I think it just really shows that if we can adopt this kind of approach for our asynchronous learning environment, we can really support our students, our learners, to actually engage in the content that we’re trying to teach them. It was a really positive experience, although a very long one in terms of editing because we were taking such big videos and reducing them down.
What I really enjoy about chunked videos is that it’s also giving learners a little bit of control. Even though they can pause those really long videos and revisit concepts, it’s a little bit harder to find where you got up to in an hour and a half lecture recording than it is in a 6-minute chunked video. It makes it easier, I think, for users when they’re on their study desk or on their learning platform in their LMS to see that there’s short videos followed by little bits of paragraphs of information rather than big heavy videos just bundled all together.
So it gives someone the opportunity to go, “Oh, I can watch this 5-minute video right now as I’m getting ready or as I’m doing this other task and then I can come back to the next one later on.” But to sit there and go, “Oh, I have to dedicate an hour and a half to sit here and watch this entire video” can be a little bit overwhelming for some people.
Associate Professor Lisa Jacka: Thanks, Nina. That was a great description of what you did and all the hard work that you put into it and the reasons for doing it. I especially like the idea that it means that we’ve identified the really important parts that a student might not get to when the important bit is at the last five minutes. And when we put it into just five minutes then they actually do get to that part, and I think we did see that in the actual analytics as well, which you did a lot of work looking at. I would like to ask you: what advice would you give to somebody who would like to do this in their course in higher education?
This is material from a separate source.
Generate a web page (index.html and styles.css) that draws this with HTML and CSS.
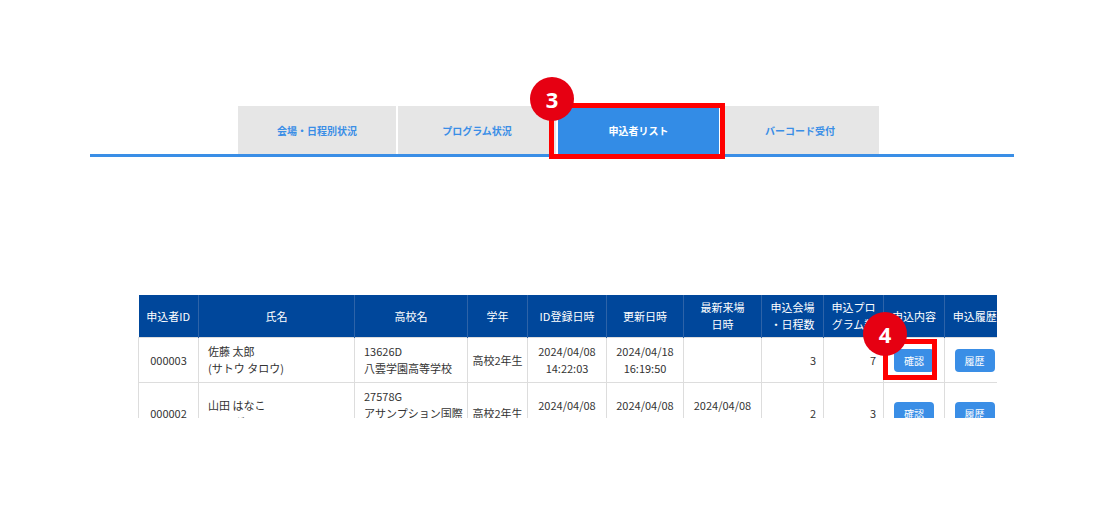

Nina: I found personally going through this process course and course again with my own teaching that for my students, the real hot spot for these chunked videos is that 3 to 6 minute mark. So if I’m coming into a course or going into some planning in advance going, “This is what I’m going to do,” I would just keep those kind of numbers in mind.
There’s a few different approaches that you can take. You can do a full recording and then do the editing and actually find those sections and chunk them down, or you can pre-plan and go, “I’m actually going to do a 6-minute recording just on this topic and I’m going to really make sure that the content is really explicit and straight to the point.”
It’s really interesting when you watch back a recording of yourself delivering content and you realize, “Oh, there’s a little bit of waffling going on here,” or “I’ve said ‘um’ six million times in this one recording.” You can actually forward plan how you’re going to go about whether it’s going to be a full recording that you then edit and then you remove key sections, or if it’s going to be you’re just going to record short 6-minute little videos here, or a 3-minute for the introduction and a 6-minute for the next main topic and then 5 minutes here. So you can pre-plan.
Associate Professor Lisa Jacka: Thanks Nina for sharing your insights on making educational content more accessible and engaging through chunking. For those listening if you’re working with long-form video content in your courses, remember that breaking it down into digestible 3-6 minute segments can dramatically improve student engagement and learning outcomes. We hope this conversation has given you some practical ideas for transforming those marathon lecture recordings into bite-sized, student-friendly content. As Nina showed us, sometimes the best way to help students consume the whole cake is to serve it up in manageable slices. Enjoy!